Frequently Asked Questions
Can I use a credit card for my down payment?
No, mortgage lenders generally do not allow you to use credit card funds directly for a down payment. This is considered an unsecured loan, which increases your debt ratio. However, you can use credit cards for inspections or appraisals, freeing up cash for the down payment.
How long must money be in my account before buying?
Lenders typically review the last two months of bank statements. If the money has been in your account for longer than 60 days, it is considered “seasoned” and usually requires no further explanation. Large deposits made within that window trigger scrutiny and require documentation.
What is a gift of equity?
A gift of equity happens when a family member sells you a home for less than its market value. The difference between the sale price and the actual value counts as your down payment. This is a powerful way to buy without cash if buying from relatives.
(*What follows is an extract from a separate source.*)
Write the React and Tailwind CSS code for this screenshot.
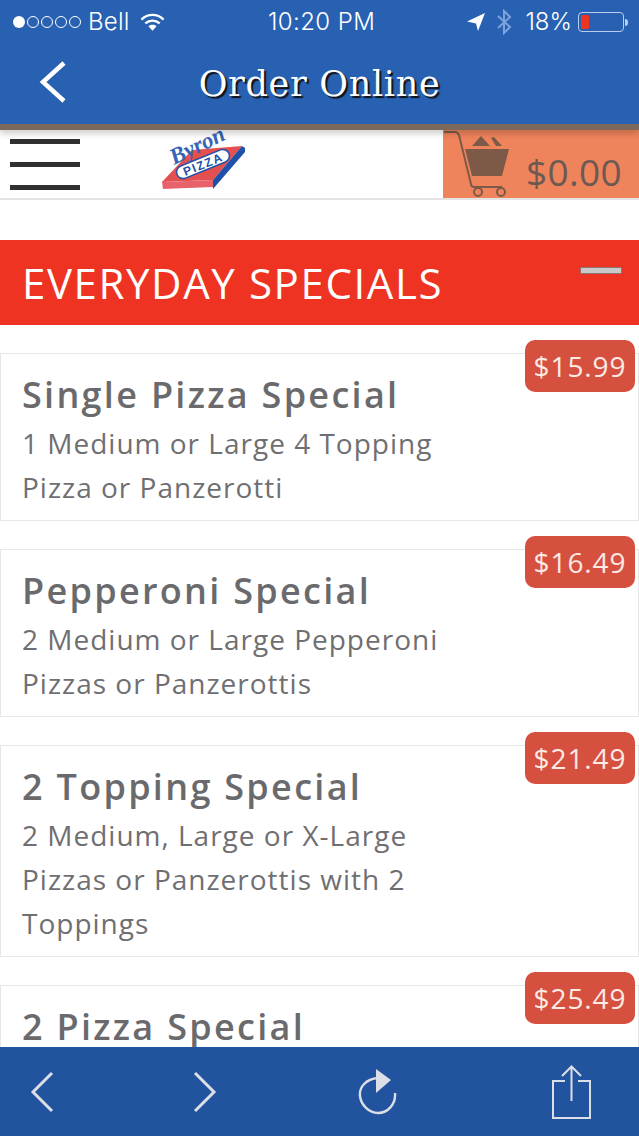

Do I have to pay back down payment assistance?
It depends on the program. Some DPA funds are true grants that never need repayment. Others are zero-interest loans that you pay back when you sell or refinance. Some loans are forgivable, meaning the debt is wiped clean if you stay in the home for a specific number of years.
Can I mix funds from different sources?
Yes, you can combine savings, gifts, and grants. Lenders accept mixed sources as long as each one is documented clearly. You must provide a paper trail for every large transfer to prove the funds are legitimate and not undisclosed loans.
Wrapping It Up – How Do You Find The Down Payment?
Sourcing the cash for a home requires a mix of discipline and knowledge. You can save strictly, tap into retirement accounts, or lean on family support and government grants. The path depends on your timeline and financial health.
Start by calculating the exact number you need based on your loan type. Once you have a target, layer your strategies. Automate savings, check for grants, and document every deposit. With a clear plan, the down payment becomes a reachable milestone rather than a roadblock.